■ **Work required**
Look through the lines below and extract any with the word "table".

★ ★ ★ ★ ★

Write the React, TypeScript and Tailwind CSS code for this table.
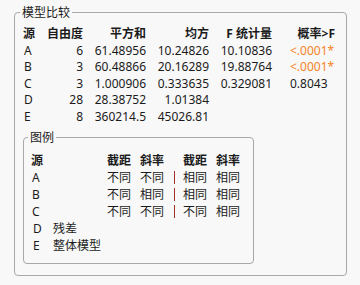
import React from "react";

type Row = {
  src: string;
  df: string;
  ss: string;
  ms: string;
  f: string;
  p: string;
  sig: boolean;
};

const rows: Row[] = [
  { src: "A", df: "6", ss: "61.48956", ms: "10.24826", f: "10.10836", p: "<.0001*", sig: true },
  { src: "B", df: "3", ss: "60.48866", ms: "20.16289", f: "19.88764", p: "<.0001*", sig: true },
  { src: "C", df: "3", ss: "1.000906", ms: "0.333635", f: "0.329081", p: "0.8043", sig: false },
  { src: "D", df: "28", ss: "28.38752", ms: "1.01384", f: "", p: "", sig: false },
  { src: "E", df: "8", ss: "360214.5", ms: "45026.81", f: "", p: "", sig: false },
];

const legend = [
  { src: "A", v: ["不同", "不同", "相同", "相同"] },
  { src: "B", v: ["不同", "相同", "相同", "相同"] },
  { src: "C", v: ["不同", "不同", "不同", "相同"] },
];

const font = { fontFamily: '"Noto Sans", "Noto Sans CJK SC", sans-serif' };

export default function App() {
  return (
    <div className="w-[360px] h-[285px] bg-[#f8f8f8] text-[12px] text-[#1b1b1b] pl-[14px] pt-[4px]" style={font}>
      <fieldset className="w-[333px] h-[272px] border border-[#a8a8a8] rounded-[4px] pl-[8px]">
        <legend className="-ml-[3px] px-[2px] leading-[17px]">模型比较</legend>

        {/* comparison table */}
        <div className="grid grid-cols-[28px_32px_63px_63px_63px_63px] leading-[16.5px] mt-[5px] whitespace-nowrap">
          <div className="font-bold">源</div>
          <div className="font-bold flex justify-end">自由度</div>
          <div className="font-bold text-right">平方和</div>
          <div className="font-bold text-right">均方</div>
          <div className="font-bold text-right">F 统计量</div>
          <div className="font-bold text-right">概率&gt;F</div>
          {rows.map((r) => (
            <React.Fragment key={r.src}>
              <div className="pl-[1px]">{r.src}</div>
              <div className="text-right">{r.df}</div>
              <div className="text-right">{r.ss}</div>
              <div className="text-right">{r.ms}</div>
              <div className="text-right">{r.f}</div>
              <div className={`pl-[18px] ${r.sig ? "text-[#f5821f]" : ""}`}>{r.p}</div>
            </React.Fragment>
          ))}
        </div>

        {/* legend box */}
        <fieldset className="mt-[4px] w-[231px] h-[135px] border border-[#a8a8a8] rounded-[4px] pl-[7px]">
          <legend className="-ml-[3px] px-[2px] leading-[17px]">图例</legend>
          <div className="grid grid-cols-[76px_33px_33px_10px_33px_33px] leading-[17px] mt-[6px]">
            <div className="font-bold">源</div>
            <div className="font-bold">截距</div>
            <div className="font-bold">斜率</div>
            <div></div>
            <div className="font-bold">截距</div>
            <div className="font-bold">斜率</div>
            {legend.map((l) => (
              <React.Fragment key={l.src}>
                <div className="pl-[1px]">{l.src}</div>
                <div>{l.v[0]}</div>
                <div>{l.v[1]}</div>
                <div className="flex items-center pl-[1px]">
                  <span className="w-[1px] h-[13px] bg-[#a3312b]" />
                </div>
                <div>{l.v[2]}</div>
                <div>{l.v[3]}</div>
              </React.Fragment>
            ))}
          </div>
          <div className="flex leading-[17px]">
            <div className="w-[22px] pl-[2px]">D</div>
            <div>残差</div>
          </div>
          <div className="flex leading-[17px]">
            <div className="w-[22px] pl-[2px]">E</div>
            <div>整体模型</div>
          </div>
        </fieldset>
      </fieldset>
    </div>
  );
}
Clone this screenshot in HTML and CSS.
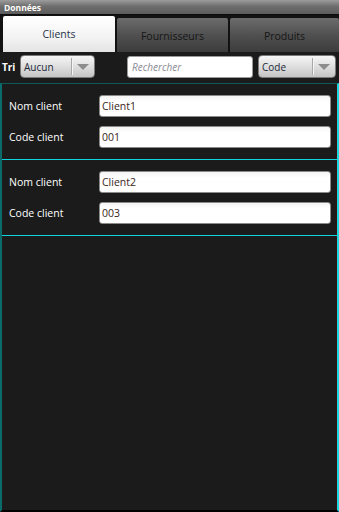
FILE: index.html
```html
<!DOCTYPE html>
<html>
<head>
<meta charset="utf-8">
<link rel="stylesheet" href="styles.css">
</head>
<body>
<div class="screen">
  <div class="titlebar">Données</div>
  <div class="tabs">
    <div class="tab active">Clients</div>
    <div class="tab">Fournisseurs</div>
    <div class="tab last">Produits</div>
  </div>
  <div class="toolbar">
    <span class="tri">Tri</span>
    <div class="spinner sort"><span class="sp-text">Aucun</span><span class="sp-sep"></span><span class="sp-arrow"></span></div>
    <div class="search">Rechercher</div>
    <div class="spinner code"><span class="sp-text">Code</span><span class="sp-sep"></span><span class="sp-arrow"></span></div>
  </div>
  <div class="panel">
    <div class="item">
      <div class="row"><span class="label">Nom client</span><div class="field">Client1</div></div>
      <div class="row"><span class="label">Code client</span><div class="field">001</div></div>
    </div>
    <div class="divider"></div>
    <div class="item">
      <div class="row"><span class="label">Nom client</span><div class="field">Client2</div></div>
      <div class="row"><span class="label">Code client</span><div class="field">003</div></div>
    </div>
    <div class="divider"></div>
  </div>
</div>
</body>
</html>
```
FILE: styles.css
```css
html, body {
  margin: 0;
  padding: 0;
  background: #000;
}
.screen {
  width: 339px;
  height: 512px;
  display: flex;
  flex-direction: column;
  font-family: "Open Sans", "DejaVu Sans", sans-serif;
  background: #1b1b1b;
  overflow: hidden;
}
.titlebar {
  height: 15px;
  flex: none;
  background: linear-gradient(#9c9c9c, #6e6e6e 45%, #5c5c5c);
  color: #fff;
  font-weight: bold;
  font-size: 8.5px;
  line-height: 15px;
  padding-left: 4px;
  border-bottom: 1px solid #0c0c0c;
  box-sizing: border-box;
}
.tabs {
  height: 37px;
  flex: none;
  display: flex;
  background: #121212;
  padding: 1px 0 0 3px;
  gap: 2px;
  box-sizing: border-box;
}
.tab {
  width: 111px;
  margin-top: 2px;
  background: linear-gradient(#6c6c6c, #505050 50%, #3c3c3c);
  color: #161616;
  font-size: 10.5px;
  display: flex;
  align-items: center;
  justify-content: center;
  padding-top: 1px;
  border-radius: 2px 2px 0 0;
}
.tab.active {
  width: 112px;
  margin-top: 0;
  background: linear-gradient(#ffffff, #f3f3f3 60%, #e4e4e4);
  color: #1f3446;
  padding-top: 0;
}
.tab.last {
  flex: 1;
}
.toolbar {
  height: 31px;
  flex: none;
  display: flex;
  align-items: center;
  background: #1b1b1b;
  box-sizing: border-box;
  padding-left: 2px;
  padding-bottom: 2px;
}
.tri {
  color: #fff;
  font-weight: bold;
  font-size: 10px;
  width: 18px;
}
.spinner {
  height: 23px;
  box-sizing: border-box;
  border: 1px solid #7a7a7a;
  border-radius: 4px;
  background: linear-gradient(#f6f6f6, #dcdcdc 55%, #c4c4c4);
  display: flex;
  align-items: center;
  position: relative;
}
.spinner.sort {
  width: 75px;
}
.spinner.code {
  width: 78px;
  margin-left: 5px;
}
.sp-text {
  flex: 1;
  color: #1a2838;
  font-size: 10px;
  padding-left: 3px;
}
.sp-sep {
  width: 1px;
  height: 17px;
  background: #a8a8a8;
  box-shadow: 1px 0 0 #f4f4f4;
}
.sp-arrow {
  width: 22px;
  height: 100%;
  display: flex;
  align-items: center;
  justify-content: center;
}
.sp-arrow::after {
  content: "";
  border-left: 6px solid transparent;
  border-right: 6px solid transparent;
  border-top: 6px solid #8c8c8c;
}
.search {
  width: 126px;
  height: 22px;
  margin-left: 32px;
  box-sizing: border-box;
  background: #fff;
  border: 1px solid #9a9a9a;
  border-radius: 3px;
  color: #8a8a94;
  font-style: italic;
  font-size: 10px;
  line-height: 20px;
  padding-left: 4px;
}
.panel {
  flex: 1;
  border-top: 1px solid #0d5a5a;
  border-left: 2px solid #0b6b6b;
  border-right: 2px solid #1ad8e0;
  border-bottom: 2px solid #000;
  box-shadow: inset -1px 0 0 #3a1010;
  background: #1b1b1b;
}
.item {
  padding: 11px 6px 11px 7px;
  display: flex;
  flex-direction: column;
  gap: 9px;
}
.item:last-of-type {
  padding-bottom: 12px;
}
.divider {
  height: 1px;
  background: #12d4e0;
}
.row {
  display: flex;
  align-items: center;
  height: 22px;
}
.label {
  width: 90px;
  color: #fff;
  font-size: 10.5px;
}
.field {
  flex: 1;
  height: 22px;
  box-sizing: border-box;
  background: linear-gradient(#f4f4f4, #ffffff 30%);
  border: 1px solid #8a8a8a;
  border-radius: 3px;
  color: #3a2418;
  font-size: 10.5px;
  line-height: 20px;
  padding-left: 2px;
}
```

★ ★ ★ ★ ★

■ **Exercise response**
Write the React, TypeScript and Tailwind CSS code for this table.
        {/* comparison table */}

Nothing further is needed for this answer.